The filmmakers' insistence on verisimilitude led them to visit cancer support groups. "When Josh Boone and I got together with the actors, the first thing we said is that we must represent this experience and situation in an honest way," Godfrey explains. "The only way to do that was to spend time with young people who are patients and meet with the doctors treating them, as well as with the parents going through it all with them. When we got to our shooting locations in Pittsburgh, we reached out to the hospitals and the cancer centers and asked for their help with this."
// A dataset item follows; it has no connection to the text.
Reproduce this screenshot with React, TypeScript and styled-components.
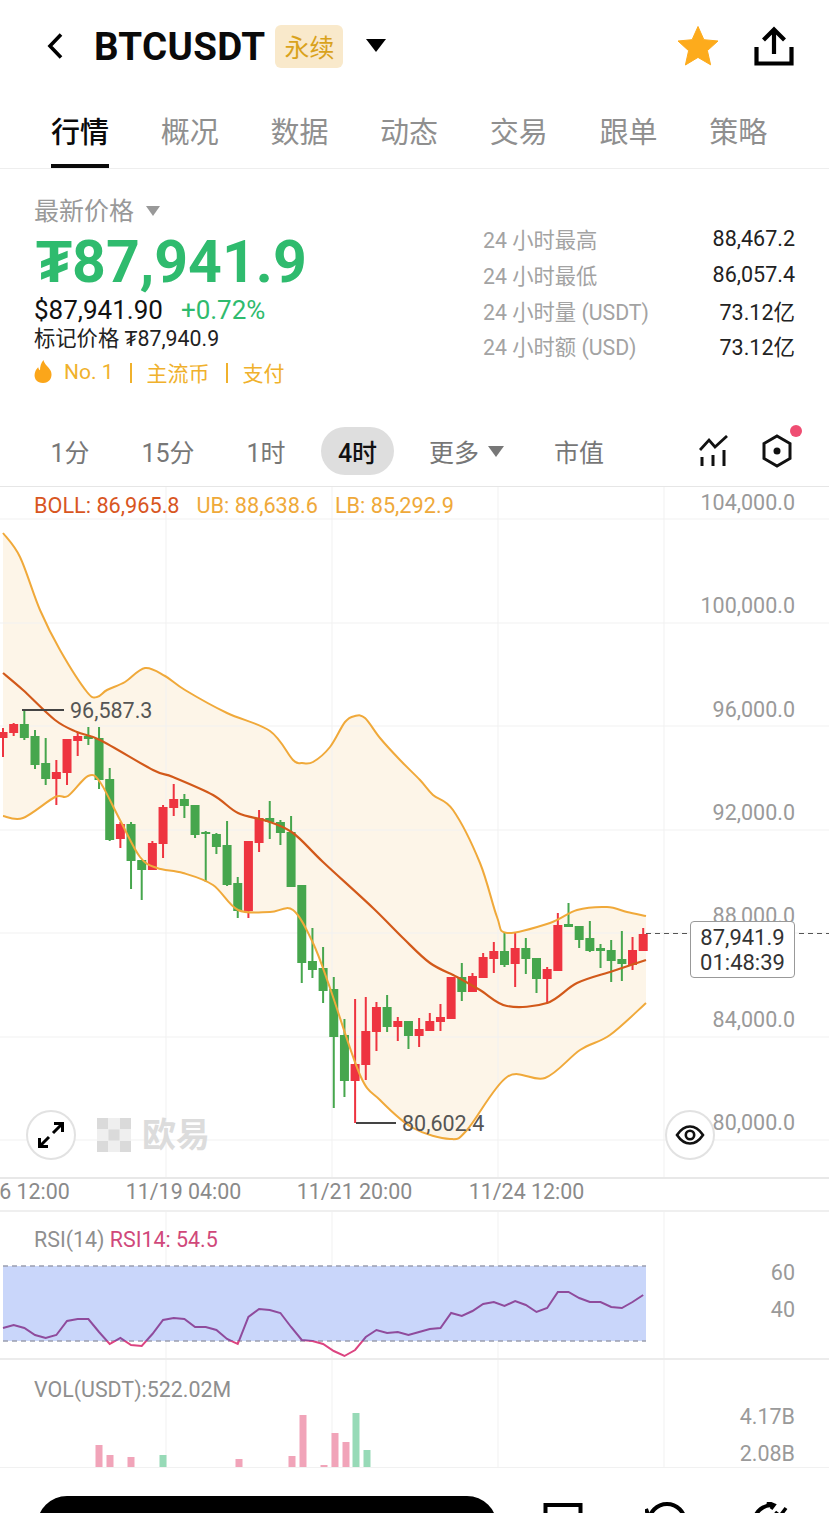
import styled, { createGlobalStyle } from "styled-components";

const FONT = `Roboto, "Noto Sans CJK SC", sans-serif`;
const STEP = 10.67;
const candleX = (i: number) => 3 + i * STEP;

// top of body, bottom of body, top of wick, bottom of wick, colour
type Candle = [number, number, number, number, "r" | "g"];
const CANDLES: Candle[] = [
  [732, 738, 728, 757, "r"], [724, 733, 723, 736, "r"], [724, 738, 711, 740, "g"], [736, 765, 730, 769, "g"],
  [763, 779, 738, 785, "g"], [772, 779, 760, 805, "r"], [739, 773, 739, 785, "r"], [736, 741, 732, 756, "r"],
  [736, 739, 727, 745, "g"], [738, 780, 727, 789, "g"], [779, 840, 768, 841, "g"], [824, 839, 822, 848, "r"],
  [824, 861, 822, 889, "g"], [860, 870, 860, 900, "g"], [843, 870, 841, 870, "r"], [807, 844, 805, 858, "r"],
  [799, 808, 784, 816, "r"], [799, 806, 794, 818, "g"], [805, 835, 805, 838, "g"], [832, 834, 831, 882, "g"],
  [834, 847, 833, 854, "g"], [845, 885, 821, 886, "g"], [883, 911, 877, 918, "g"], [841, 911, 841, 918, "r"],
  [818, 843, 810, 852, "r"], [818, 822, 801, 839, "g"], [822, 833, 820, 845, "g"], [832, 887, 816, 887, "g"],
  [885, 963, 885, 983, "g"], [961, 970, 928, 978, "g"], [968, 991, 947, 1003, "g"], [989, 1037, 977, 1108, "g"],
  [1035, 1081, 1019, 1097, "g"], [1064, 1081, 999, 1123, "r"], [1031, 1065, 997, 1080, "r"], [1007, 1032, 1002, 1051, "r"],
  [1007, 1027, 995, 1032, "g"], [1021, 1027, 1017, 1041, "r"], [1021, 1036, 1021, 1049, "g"], [1029, 1036, 1018, 1047, "r"],
  [1021, 1031, 1013, 1031, "r"], [1017, 1022, 1004, 1031, "r"], [977, 1019, 977, 1019, "r"], [977, 992, 963, 1001, "g"],
  [976, 992, 973, 992, "r"], [957, 978, 953, 978, "r"], [951, 959, 942, 973, "r"], [951, 965, 932, 967, "g"],
  [948, 964, 932, 987, "r"], [948, 959, 938, 974, "g"], [958, 979, 958, 993, "g"], [969, 979, 967, 1004, "r"],
  [925, 971, 913, 971, "r"], [924, 927, 903, 927, "g"], [926, 940, 926, 948, "g"], [938, 951, 921, 952, "g"],
  [948, 951, 944, 968, "g"], [950, 961, 940, 982, "g"], [959, 964, 931, 981, "g"], [950, 965, 937, 970, "r"],
  [934, 951, 928, 951, "r"],
];

const UPPER = [
  [3, 533], [20, 557], [40, 610], [60, 650], [87, 692], [97, 697], [107, 690], [125, 682], [145, 668], [165, 676],
  [185, 690], [227, 713], [270, 731], [293, 760], [302, 763], [313, 762], [330, 747], [345, 722], [355, 716], [365, 718],
  [380, 738], [400, 760], [420, 780], [433, 795], [453, 810], [480, 863], [497, 917], [507, 933], [550, 923], [577, 910],
  [607, 907], [627, 912], [646, 916],
];
const MIDDLE = [
  [3, 673], [23, 690], [55, 720], [77, 732], [100, 740], [153, 770], [173, 777], [213, 795], [238, 813], [267, 821],
  [293, 833], [323, 862], [373, 908], [403, 938], [430, 963], [457, 977], [480, 990], [507, 1006], [547, 1003],
  [577, 983], [613, 971], [646, 960],
];
const LOWER = [
  [3, 816], [23, 818], [55, 797], [68, 796], [88, 776], [100, 782], [120, 820], [140, 857], [157, 868], [183, 873],
  [213, 885], [238, 910], [270, 912], [293, 910], [313, 943], [330, 988], [360, 1075], [380, 1100], [413, 1128],
  [450, 1139], [467, 1130], [507, 1077], [545, 1078], [580, 1050], [610, 1035], [646, 1003],
];

const RSI = [
  1328, 1325, 1328, 1335, 1338, 1335, 1321, 1319, 1319, 1332, 1344, 1338, 1345, 1346, 1334, 1320, 1318, 1319, 1327, 1327,
  1330, 1339, 1344, 1317, 1309, 1310, 1313, 1327, 1340, 1341, 1344, 1351, 1356, 1350, 1337, 1330, 1333, 1332, 1335, 1332,
  1329, 1328, 1313, 1316, 1311, 1304, 1302, 1306, 1301, 1305, 1312, 1308, 1292, 1292, 1298, 1302, 1302, 1307, 1308, 1302,
  1295,
];

const VOLUME: [number, number, "r" | "g"][] = [
  [99, 1445, "r"], [110, 1455, "r"], [131, 1457, "r"], [163, 1455, "g"], [239, 1459, "r"], [292, 1456, "r"],
  [303, 1415, "r"], [324, 1465, "r"], [335, 1433, "r"], [346, 1442, "r"], [356, 1413, "g"], [367, 1450, "g"],
];

const TABS = ["行情", "概况", "数据", "动态", "交易", "跟单", "策略"];
const STATS = [
  ["24 小时最高", "88,467.2"],
  ["24 小时最低", "86,057.4"],
  ["24 小时量 (USDT)", "73.12亿"],
  ["24 小时额 (USD)", "73.12亿"],
];
const PRICE_AXIS = [
  ["104,000.0", 503], ["100,000.0", 606], ["96,000.0", 710], ["92,000.0", 813],
  ["88,000.0", 916], ["84,000.0", 1020], ["80,000.0", 1123],
] as const;
const TIME_AXIS = [["11/16 12:00", 12], ["11/19 04:00", 183.5], ["11/21 20:00", 354.5], ["11/24 12:00", 526.5]] as const;

const rsiPoints = RSI.map((y, i) => `${candleX(i)},${y}`).join(" ");

// catmull-rom through the sampled points, the bands are smooth curves
const smooth = (pts: number[][]) => {
  let d = `M${pts[0][0]} ${pts[0][1]}`;
  for (let i = 0; i < pts.length - 1; i++) {
    const p0 = pts[Math.max(i - 1, 0)];
    const p1 = pts[i];
    const p2 = pts[i + 1];
    const p3 = pts[Math.min(i + 2, pts.length - 1)];
    const c1x = p1[0] + (p2[0] - p0[0]) / 6;
    const c1y = p1[1] + (p2[1] - p0[1]) / 6;
    const c2x = p2[0] - (p3[0] - p1[0]) / 6;
    const c2y = p2[1] - (p3[1] - p1[1]) / 6;
    d += `C${c1x.toFixed(1)} ${c1y.toFixed(1)} ${c2x.toFixed(1)} ${c2y.toFixed(1)} ${p2[0]} ${p2[1]}`;
  }
  return d;
};

function VerticalGrid({ top, bottom }: { top: number; bottom: number }) {
  return (
    <>
      {[166, 332, 498, 664].map((x) => (
        <line key={x} x1={x} x2={x} y1={top} y2={bottom} stroke="#f1f1f1" strokeWidth="1" />
      ))}
    </>
  );
}

function MainChart() {
  const band = `${smooth(UPPER)}L${smooth([...LOWER].reverse()).slice(1)}Z`;
  return (
    <S.ChartSvg width="829" height="690" viewBox="0 487 829 690">
      <path d={band} fill="#fdf5e8" />
      {[519, 623, 726, 830, 933, 1037, 1140].map((y) => (
        <line key={y} x1="0" x2="829" y1={y} y2={y} stroke="#f1f1f1" strokeWidth="1" />
      ))}
      <VerticalGrid top={487} bottom={1177} />
      {CANDLES.map(([bodyTop, bodyBottom, wickTop, wickBottom, tone], i) => {
        const fill = tone === "r" ? "#ee3440" : "#46a64d";
        return (
          <g key={i} fill={fill}>
            <rect x={candleX(i) - 1} y={wickTop} width="2" height={wickBottom - wickTop} />
            <rect x={candleX(i) - 4.5} y={bodyTop} width="9" height={bodyBottom - bodyTop} />
          </g>
        );
      })}
      <path d={smooth(UPPER)} fill="none" stroke="#f0a93a" strokeWidth="2" />
      <path d={smooth(LOWER)} fill="none" stroke="#f0a93a" strokeWidth="2" />
      <path d={smooth(MIDDLE)} fill="none" stroke="#d2591a" strokeWidth="2.2" />
      <path d="M23 711V710H64M356 1123H396" fill="none" stroke="#444" strokeWidth="2" />
      <line x1="646" x2="829" y1="933.5" y2="933.5" stroke="#555" strokeWidth="1" strokeDasharray="5 4" />
      <S.MarkText x="70" y="718">96,587.3</S.MarkText>
      <S.MarkText x="402" y="1131">80,602.4</S.MarkText>
      {PRICE_AXIS.map(([label, y]) => (
        <S.AxisText key={label} x="795" y={y + 7} textAnchor="end">
          {label}
        </S.AxisText>
      ))}
    </S.ChartSvg>
  );
}

function RsiChart() {
  return (
    <S.ChartSvg width="829" height="146" viewBox="0 1212 829 146">
      <defs>
        <clipPath id="rsi-inside">
          <rect x="0" y="1212" width="829" height="129" />
        </clipPath>
        <clipPath id="rsi-outside">
          <rect x="0" y="1341" width="829" height="20" />
        </clipPath>
      </defs>
      <VerticalGrid top={1212} bottom={1358} />
      <rect x="3" y="1266" width="643" height="75" fill="#c9d6fa" />
      <path d="M3 1266H646M3 1341H646" stroke="#9a9fb0" strokeWidth="1.5" strokeDasharray="5 4" fill="none" />
      <polyline points={rsiPoints} fill="none" stroke="#8f4b9c" strokeWidth="2" clipPath="url(#rsi-inside)" />
      <polyline points={rsiPoints} fill="none" stroke="#dc4480" strokeWidth="2" clipPath="url(#rsi-outside)" />
      <S.AxisText x="795" y="1280" textAnchor="end">60</S.AxisText>
      <S.AxisText x="795" y="1317" textAnchor="end">40</S.AxisText>
    </S.ChartSvg>
  );
}

function VolumeChart() {
  return (
    <S.ChartSvg width="829" height="108" viewBox="0 1360 829 108">
      <VerticalGrid top={1360} bottom={1467} />
      <line x1="0" x2="829" y1="1467.5" y2="1467.5" stroke="#f1f1f1" />
      {VOLUME.map(([x, top, tone]) => (
        <rect key={x} x={x - 3.5} y={top} width="7" height={1467 - top} fill={tone === "r" ? "#f1a4b9" : "#97dab7"} />
      ))}
      <S.AxisText x="795" y="1424" textAnchor="end">4.17B</S.AxisText>
      <S.AxisText x="795" y="1461" textAnchor="end">2.08B</S.AxisText>
    </S.ChartSvg>
  );
}

export default function App() {
  return (
    <S.Page>
      <GlobalStyle />
      <S.Header>
        <svg width="20" height="30" viewBox="0 0 20 30">
          <path d="M16 3.5 5 15l11 11.5" fill="none" stroke="#000" strokeWidth="3.6" />
        </svg>
        <S.Symbol>BTCUSDT</S.Symbol>
        <S.Badge>永续</S.Badge>
        <S.HeaderCaret viewBox="0 0 20 14" width="20" height="14">
          <path d="M0 0h20L10 13z" fill="#000" />
        </S.HeaderCaret>
        <S.HeaderActions>
          <svg width="42" height="42" viewBox="0 0 42 42">
            <path
              d="M21 1.5l5.9 13.2 14.1 1.3-10.6 9.6 3.2 14.2L21 32.4 8.4 40l3.2-14.3L1 16l14.1-1.3z"
              fill="#fdab1c"
              stroke="#fdab1c"
              strokeLinejoin="round"
            />
          </svg>
          <svg width="40" height="42" viewBox="0 0 40 42">
            <path d="M20 29V5M9.5 15 20 4.5 30.5 15M2.5 22v16.5h35V22" fill="none" stroke="#000" strokeWidth="4.2" />
          </svg>
        </S.HeaderActions>
      </S.Header>

      <S.Tabs>
        {TABS.map((tab, i) => (
          <S.Tab key={tab} $active={i === 0}>
            {tab}
          </S.Tab>
        ))}
      </S.Tabs>

      <S.PriceSection>
        <S.PriceColumn>
          <S.LastLabel>
            最新价格
            <S.SmallCaret viewBox="0 0 14 10" width="14" height="10">
              <path d="M0 0h14L7 10z" fill="#999" />
            </S.SmallCaret>
          </S.LastLabel>
          <S.BigPrice>₮87,941.9</S.BigPrice>
          <S.SubPrice>
            $87,941.90<S.Change>+0.72%</S.Change>
          </S.SubPrice>
          <S.MarkPrice>标记价格 ₮87,940.9</S.MarkPrice>
          <S.Tags>
            <svg width="18" height="24" viewBox="0 0 18 24">
              <path
                d="M9.5 0c.6 4 5.2 6.8 7.3 11 1.9 4.1.3 12-7.8 12S-.6 16.4 1.3 11.5c.8-2 2-3.2 2.9-4.2.3 1.6.9 2.6 1.8 3C6 6.5 7 3 9.5 0z"
                fill="#fba61a"
              />
            </svg>
            <S.TagNo>No. 1</S.TagNo>
            <S.TagBar />
            <span>主流币</span>
            <S.TagBar />
            <span>支付</span>
          </S.Tags>
        </S.PriceColumn>
        <S.StatList>
          {STATS.map(([label, value]) => (
            <S.StatRow key={label}>
              <S.StatLabel>{label}</S.StatLabel>
              <S.StatValue>{value}</S.StatValue>
            </S.StatRow>
          ))}
        </S.StatList>
      </S.PriceSection>

      <S.Toolbar>
        <S.Range $width={90}>1分</S.Range>
        <S.Range $width={106}>15分</S.Range>
        <S.Range $width={90}>1时</S.Range>
        <S.ActiveRange $width={73}>4时</S.ActiveRange>
        <S.MoreRange>
          更多
          <svg width="16" height="11" viewBox="0 0 16 11">
            <path d="M0 0h16L8 11z" fill="#777" />
          </svg>
        </S.MoreRange>
        <S.Range $width={50}>市值</S.Range>
        <S.ToolIcons>
          <svg width="30" height="32" viewBox="0 0 30 32">
            <path d="M1 15 10 5l6 7L28 1" fill="none" stroke="#111" strokeWidth="2.8" />
            <path d="M3 22v9M14 20v11M25 15v16" fill="none" stroke="#111" strokeWidth="3" />
          </svg>
          <S.SettingsIcon>
            <svg width="30" height="34" viewBox="0 0 30 34">
              <path d="M15 2 28 9.5v15L15 32 2 24.5v-15z" fill="none" stroke="#111" strokeWidth="3" />
              <circle cx="15" cy="17" r="3.5" fill="#111" />
            </svg>
            <S.Dot />
          </S.SettingsIcon>
        </S.ToolIcons>
      </S.Toolbar>

      <S.MainPane>
        <MainChart />
        <S.Legend>
          <S.LegendItem $color="#d8561f">BOLL: 86,965.8</S.LegendItem>
          <S.LegendItem $color="#efa93a">UB: 88,638.6</S.LegendItem>
          <S.LegendItem $color="#efa93a">LB: 85,292.9</S.LegendItem>
        </S.Legend>
        <S.PriceTag>
          <span>87,941.9</span>
          <span>01:48:39</span>
        </S.PriceTag>
        <S.RoundButton $left={26}>
          <svg width="28" height="28" viewBox="0 0 28 28">
            <path d="M16 12 25 3M17 2.5h8.5V11M12 16l-9 9M2.5 17v8.5H11" fill="none" stroke="#000" strokeWidth="3" />
          </svg>
        </S.RoundButton>
        <S.RoundButton $left={665}>
          <svg width="30" height="22" viewBox="0 0 30 22">
            <path d="M2 11C6 5 10 2.5 15 2.5S24 5 28 11c-4 6-8 8.5-13 8.5S6 17 2 11z" fill="none" stroke="#111" strokeWidth="2.6" />
            <circle cx="15" cy="11" r="4.2" fill="none" stroke="#111" strokeWidth="2.6" />
          </svg>
        </S.RoundButton>
        <S.Watermark>
          <svg width="34" height="34" viewBox="0 0 34 34">
            <rect width="34" height="34" fill="#efefef" />
            <path d="M0 0h11v11H0zM23 0h11v11H23zM11.5 11.5h11v11h-11zM0 23h11v11H0zM23 23h11v11H23z" fill="#dadada" />
          </svg>
          欧易
        </S.Watermark>
      </S.MainPane>

      <S.TimeAxis>
        {TIME_AXIS.map(([label, center]) => (
          <S.TimeLabel key={label} $center={center}>
            {label}
          </S.TimeLabel>
        ))}
      </S.TimeAxis>

      <S.RsiPane>
        <RsiChart />
        <S.PaneTitle>
          RSI(14) <S.RsiValue>RSI14: 54.5</S.RsiValue>
        </S.PaneTitle>
      </S.RsiPane>

      <S.VolumePane>
        <VolumeChart />
        <S.VolumeTitle>VOL(USDT):522.02M</S.VolumeTitle>
      </S.VolumePane>

      <S.BottomBar>
        <S.BlackPill />
        <S.NavIcons>
          <svg width="40" height="30" viewBox="0 0 40 30">
            <path d="M2.5 30V3h35v27" fill="none" stroke="#000" strokeWidth="4" />
          </svg>
          <svg width="44" height="30" viewBox="0 0 44 30">
            <path d="M4 20A18 18 0 0 1 40 20" fill="none" stroke="#000" strokeWidth="4" />
            <path d="M1 7l4 11 9-5" fill="none" stroke="#000" strokeWidth="4" />
          </svg>
          <svg width="40" height="30" viewBox="0 0 40 30">
            <path d="M3 18C5 9 12 3 22 3" fill="none" stroke="#000" strokeWidth="4" />
            <path d="M16 0l7 3-3 4M24 10l5 4 6-8" fill="none" stroke="#000" strokeWidth="3.5" />
          </svg>
        </S.NavIcons>
      </S.BottomBar>
    </S.Page>
  );
}

const GlobalStyle = createGlobalStyle`
  html, body {
    margin: 0;
    padding: 0;
    background: #fff;
  }
  body {
    font-family: ${FONT};
  }
`;

const Range = styled.div<{ $width: number }>`
  width: ${(p) => p.$width}px;
  height: 48px;
  display: flex;
  align-items: center;
  justify-content: center;
`;

const PaneTitle = styled.div`
  position: absolute;
  top: 15px;
  left: 34px;
  font-size: 21.4px;
  line-height: 26px;
  color: #8f8f8f;
`;

const S = {
  Page: styled.div`
    width: 829px;
    height: 1513px;
    overflow: hidden;
    background: #fff;
    font-family: ${FONT};
  `,
  Header: styled.header`
    height: 95px;
    display: flex;
    align-items: center;
    padding: 0 35px 3px 45px;
    box-sizing: border-box;
  `,
  Symbol: styled.div`
    margin-left: 29px;
    font-size: 38.5px;
    font-weight: 700;
    letter-spacing: 0.3px;
    color: #0a0a0a;
  `,
  Badge: styled.div`
    margin-left: 10px;
    width: 68px;
    height: 43px;
    display: flex;
    align-items: center;
    justify-content: center;
    border-radius: 6px;
    background: #f9e9cb;
    color: #d9a21c;
    font-size: 25px;
  `,
  HeaderCaret: styled.svg`
    margin-left: 23px;
  `,
  HeaderActions: styled.div`
    margin-left: auto;
    display: flex;
    align-items: center;
    gap: 35px;
  `,
  Tabs: styled.nav`
    height: 73px;
    display: grid;
    grid-template-columns: repeat(7, 58px);
    column-gap: 51.7px;
    padding-left: 51px;
    border-bottom: 1px solid #eeeeee;
  `,
  Tab: styled.div<{ $active?: boolean }>`
    height: 73px;
    padding-top: 15px;
    box-sizing: border-box;
    font-size: 29px;
    line-height: 46px;
    white-space: nowrap;
    font-weight: ${(p) => (p.$active ? 500 : 400)};
    color: ${(p) => (p.$active ? "#0a0a0a" : "#8f8f8f")};
    border-bottom: ${(p) => (p.$active ? "4px solid #0a0a0a" : "none")};
  `,
  PriceSection: styled.section`
    height: 247px;
    display: flex;
    justify-content: space-between;
    padding: 23px 34px 0 34px;
    box-sizing: border-box;
  `,
  PriceColumn: styled.div`
    display: flex;
    flex-direction: column;
  `,
  LastLabel: styled.div`
    height: 34px;
    display: flex;
    align-items: center;
    font-size: 25px;
    color: #999;
  `,
  SmallCaret: styled.svg`
    margin-left: 12px;
    margin-top: 3px;
  `,
  BigPrice: styled.div`
    height: 68px;
    line-height: 72px;
    padding-left: 2px;
    font-size: 59px;
    font-weight: 700;
    color: #2fbb6e;
  `,
  SubPrice: styled.div`
    height: 33px;
    line-height: 33px;
    font-size: 26px;
    color: #111;
  `,
  Change: styled.span`
    margin-left: 18px;
    color: #2fbb6e;
  `,
  MarkPrice: styled.div`
    height: 23px;
    line-height: 23px;
    font-size: 21.3px;
    color: #222;
  `,
  Tags: styled.div`
    margin-top: 9px;
    height: 26px;
    display: flex;
    align-items: center;
    font-size: 21px;
    color: #f0b12c;
  `,
  TagNo: styled.span`
    margin-left: 12px;
  `,
  TagBar: styled.i`
    width: 2px;
    height: 20px;
    margin: 2px 15px 0 16px;
    background: #f0b12c;
  `,
  StatList: styled.div`
    width: 312px;
    margin-top: 29px;
    display: flex;
    flex-direction: column;
  `,
  StatRow: styled.div`
    height: 35.7px;
    display: flex;
    align-items: center;
    justify-content: space-between;
  `,
  StatLabel: styled.span`
    font-size: 21.3px;
    color: #a3a3a3;
  `,
  StatValue: styled.span`
    font-size: 21.5px;
    color: #222;
  `,
  Toolbar: styled.div`
    height: 71px;
    display: flex;
    align-items: center;
    padding-left: 25px;
    box-sizing: border-box;
    border-bottom: 1px solid #e6e6e6;
    font-size: 25px;
    color: #777;
  `,
  Range,
  ActiveRange: styled(Range)`
    margin-left: 10px;
    border-radius: 24px;
    background: #dedede;
    color: #111;
    font-weight: 500;
  `,
  MoreRange: styled.div`
    margin-left: 35px;
    width: 125px;
    display: flex;
    align-items: center;
    gap: 9px;
  `,
  ToolIcons: styled.div`
    margin-left: 95px;
    display: flex;
    align-items: center;
    gap: 33px;
  `,
  SettingsIcon: styled.div`
    position: relative;
    height: 34px;
  `,
  Dot: styled.i`
    position: absolute;
    top: -9px;
    right: -10px;
    width: 12px;
    height: 12px;
    border-radius: 50%;
    background: #ef4d72;
  `,
  ChartSvg: styled.svg`
    display: block;
  `,
  AxisText: styled.text`
    font-family: ${FONT};
    font-size: 21.5px;
    fill: #9a9a9a;
  `,
  MarkText: styled.text`
    font-family: ${FONT};
    font-size: 21.5px;
    fill: #555;
  `,
  MainPane: styled.div`
    position: relative;
    height: 690px;
    border-bottom: 2px solid #e8e8e8;
  `,
  Legend: styled.div`
    position: absolute;
    top: 6px;
    left: 34px;
    display: flex;
    gap: 17px;
    font-size: 21.7px;
    line-height: 26px;
  `,
  LegendItem: styled.span<{ $color: string }>`
    color: ${(p) => p.$color};
  `,
  PriceTag: styled.div`
    position: absolute;
    left: 690px;
    top: 434px;
    width: 105px;
    height: 57px;
    box-sizing: border-box;
    display: flex;
    flex-direction: column;
    align-items: center;
    justify-content: center;
    background: #fff;
    border: 1px solid #999;
    border-radius: 4px;
    font-size: 22px;
    line-height: 25px;
    color: #333;
  `,
  RoundButton: styled.div<{ $left: number }>`
    position: absolute;
    left: ${(p) => p.$left}px;
    top: 623px;
    width: 50px;
    height: 50px;
    box-sizing: border-box;
    display: flex;
    align-items: center;
    justify-content: center;
    border: 2px solid #e2e2e2;
    border-radius: 50%;
    background: #fff;
  `,
  Watermark: styled.div`
    position: absolute;
    left: 97px;
    top: 631px;
    display: flex;
    align-items: center;
    gap: 11px;
    font-size: 34px;
    line-height: 34px;
    font-weight: 700;
    color: #dcdcdc;
  `,
  TimeAxis: styled.div`
    position: relative;
    height: 31px;
    overflow: hidden;
    border-bottom: 2px solid #efefef;
  `,
  TimeLabel: styled.span<{ $center: number }>`
    position: absolute;
    left: ${(p) => p.$center}px;
    top: 0;
    transform: translateX(-50%);
    font-size: 21.4px;
    line-height: 26px;
    white-space: nowrap;
    color: #8a8a8a;
  `,
  RsiPane: styled.div`
    position: relative;
    height: 146px;
    border-bottom: 2px solid #ececec;
  `,
  PaneTitle,
  RsiValue: styled.span`
    color: #d0487a;
  `,
  VolumePane: styled.div`
    position: relative;
    height: 108px;
  `,
  VolumeTitle: styled(PaneTitle)`
    top: 17px;
  `,
  BottomBar: styled.div`
    height: 45px;
    display: flex;
    padding: 28px 0 0 37px;
    box-sizing: border-box;
    overflow: hidden;
  `,
  BlackPill: styled.div`
    width: 460px;
    height: 60px;
    border-radius: 30px;
    background: #000;
  `,
  NavIcons: styled.div`
    margin-left: 46px;
    margin-top: 6px;
    display: flex;
    gap: 62px;
    align-items: flex-start;
  `,
};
The production made contact with several patients either going through treatment or in remission, many of whom became a valuable part of the production, appearing in scenes set at the story's cancer support group. "These young people have been so important to the movie not only because they lent their talents on screen but because it's given all of us an opportunity to talk about their experiences," says Green. "What we found is that what started off as research questions, like, 'Tell me what it's like …" ended up with us talking about movies, cars, girls and whatever else. It was a joy just getting to hang out with them."

Prior to and during production, Green's book was a touchstone for everyone connected with THE FAULT IN OUR STARS. "My favorite thing about the book," Godfrey says, "is when you put it down you feel like, 'Every one of us should attack life with the energy that Hazel and Gus do.' At their core, Hazel, Gus and Isaac are experiencing many of the same things that teenagers have gone through for generations."

Adds Shailene Woodley: "It is an honor to have brought to the big screen one of the most powerful fictional characters I've ever met. THE FAULT IN OUR STARS rewrote the way I look at each breath."